Depois dos incêndios de 1984, o teatro não podia parar, o show tinha de continuar. O SOS Tuca foi fundamental à época. Leilões de obras de arte, passeatas e discussões reconfirmavam a presença do Tuca no imaginário da cidade. O teatro foi parcialmente reconstruído com parcerias privadas que garantiram cadeiras provisórias da plateia e reformas mínimas nos camarins e na iluminação se concretizaram. Até hoje nas paredes laterais da plateia há testemunhos daquele terrível momento. Muitas vezes, órgãos municipais fechavam o teatro, mas minha equipe agia rápido e o teatro voltava a funcionar. O pedido do tombamento feito pela direção da Faculdade de Ciências Sociais foi inovador, incluía o Tuca, o prédio-sede do Convento e a capela. Mesmo na presidência do CONDEPHAAT, a tramitação foi longa e polêmica, pois o Conselho reiterava que o conjunto não tinha valor histórico significativo. Depois de longa e polêmica tramitação, o Conselho aprovou o tombamento em 1992. Reconhecia o “valor simbólico” dos bens e quaisquer mudanças em todo o conjunto dependem até hoje de aprovação prévia do órgão. Com isso, a reforma do teatro foi ultimada. O antigo balcão foi dividido em duas salas e muitos debates acadêmicos, exibição de filmes e pequenos monólogos teatrais foram realizados ali. Duas salas no saguão principal e no inferior, antigo "Tuquinha", capacitaram o teatro para diversificadas produções. Toda vez que assisto um espetáculo ou participo de algum evento acadêmico, e vejo a configuração atual do espaço, fragmentos dessa história me vem à mente. O Tuca passou a constituir uma ponte sólida com a Universidade e com a sociedade que, de certa forma, reafirmava a relevância da interface arte-ciência e a democratização da vida. Talvez essa ponte deva ser repensada.
Qual o sentimento do senhor diante da aposentadoria?
A rescisão do meu contrato com a Universidade e a Fundação São Paulo foi amigável. Entendo o processo como o fim de um ciclo e o início de tantos outros que certamente virão. Como afirma Ilya Prigogine, "o futuro está sempre em aberto".
Qual mensagem o senhor deixa para seus colegas docentes e alunos?
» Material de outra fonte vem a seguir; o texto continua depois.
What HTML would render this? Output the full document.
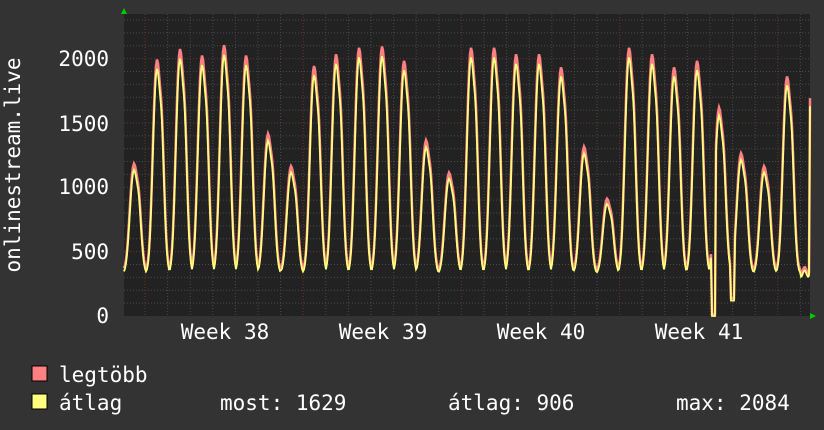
<!DOCTYPE html>
<html><head><meta charset="utf-8"><style>
html,body{margin:0;padding:0;background:#333333;width:824px;height:430px;overflow:hidden}
svg{display:block}
text{font-family:"DejaVu Sans Mono","Liberation Mono",monospace;fill:#fff;font-size:21px}
</style></head><body>
<svg id="g" width="824" height="430" xmlns="http://www.w3.org/2000/svg">
<rect x="124" y="14" width="686" height="302" fill="#222222"/>
<g id="grid"></g>
<g id="data"></g>
<text x="109" y="323" text-anchor="end">0</text>
<text x="109" y="259" text-anchor="end">500</text>
<text x="109" y="194" text-anchor="end">1000</text>
<text x="109" y="131" text-anchor="end">1500</text>
<text x="109" y="66" text-anchor="end">2000</text>
<text x="225" y="339" text-anchor="middle">Week 38</text>
<text x="383" y="339" text-anchor="middle">Week 39</text>
<text x="541" y="339" text-anchor="middle">Week 40</text>
<text x="699" y="339" text-anchor="middle">Week 41</text>
<text transform="translate(20,165) rotate(-90)" text-anchor="middle">onlinestream.live</text>
<polygon points="121,14 127,14 124,8" fill="#00cc00"/>
<polygon points="810,313 810,319 816,316" fill="#00cc00"/>
<rect x="32" y="366" width="15" height="15" fill="#ff8080" stroke="#000" stroke-width="1"/>
<rect x="32" y="394" width="15" height="15" fill="#ffff80" stroke="#000" stroke-width="1"/>
<text x="59" y="382">legtöbb</text>
<text x="59" y="410">átlag</text>
<text x="220" y="410">most: 1629</text>
<text x="448" y="410">átlag: 906</text>
<text x="676" y="410">max: 2084</text>
</svg>
<script>
var NS="http://www.w3.org/2000/svg";
function el(p,t,a){var e=document.createElementNS(NS,t);for(var k in a)e.setAttribute(k,a[k]);p.appendChild(e);return e;}
var grid=document.getElementById('grid');
function Y(v){return 316-v*0.1287;}
for(var v=100;v<=2300;v+=100){var y=Y(v);var major=v%500==0;
el(grid,'line',{x1:124,x2:810,y1:y,y2:y,stroke:major?'#6a3434':'#4a4a4a','stroke-dasharray':'1,2','stroke-width':1});}
for(var x=145-22.6;x<810;x+=22.6){if(x<124)continue;var major=Math.abs(((x-145)/158.3)-Math.round((x-145)/158.3))<0.02;
el(grid,'line',{x1:x,x2:x,y1:14,y2:316,stroke:major?'#6a3434':'#4a4a4a','stroke-dasharray':'1,2','stroke-width':1});}
var peaks=[[135,1150],[158,1950],[181,2030],[203,1980],[225,2060],[247,1980],[269,1380],[292,1130],[315,1900],[337,1990],[360,2040],[383,2050],[405,1940],[427,1330],[450,1080],[472,2040],[495,2040],[517,1990],[540,1990],[562,1890],[585,1280],[608,880],[630,2040],[653,1990],[675,1890],[698,1940],[720,1580],[742,1230],[765,1130],[788,1820]];
function val(x){var b=330+25*Math.sin(x*0.9);
for(var i=0;i<peaks.length;i++){var d=x-peaks[i][0];
if(Math.abs(d)<13){var h=peaks[i][1]-330;var f=Math.exp(-Math.pow(Math.abs(d)/6.5,2.6));var dip=1-0.1*Math.exp(-Math.pow((d-2)/2,2));b=Math.max(b,330+h*f*dip);}}
if(x>=712&&x<=715)b=0;if(x>=731&&x<=734)b=Math.min(b,120);
if(x>809.5)b=1629;return b;}
var d=document.getElementById('data');var pr=[],py=[];
for(var x=124;x<=810;x+=1){var v=val(x);py.push(x+','+Y(v).toFixed(1));pr.push(x+','+Y(v*1.03+15).toFixed(1));}
el(d,'polyline',{points:pr.join(' '),fill:'none',stroke:'#ff8080','stroke-width':2.5});
el(d,'polyline',{points:py.join(' '),fill:'none',stroke:'#ffff80','stroke-width':1.8});
</script>
</body></html>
Tive o privilégio de ser aluno de Darcy Ribeiro, no Rio de Janeiro, onde comecei a graduação na Faculdade de Filosofia, Ciências e Letras, que hoje integra a UFRJ. Uma de suas aulas marcou-me para sempre. Para Darcy, a função da Universidade é dominar a ciência do seu tempo e prosseguir na formação, cujo inacabamento envolve emergências e bifurcações. Claro que tal formação deve se empenhar na superação da oposição entre a cultura científica e a cultura humanista, o que requer um ponto de vista inter e transdisciplinar que revogue a arrogância da razão, do antropocentrismo e das derivas identitárias. Os verdadeiros intelectuais, aprendi isso com Edgar Morin, são os que conseguem abdicar de suas competências disciplinares para imaginar e concretizar o projeto de um mundo verdadeiramente democrático e ético para todos.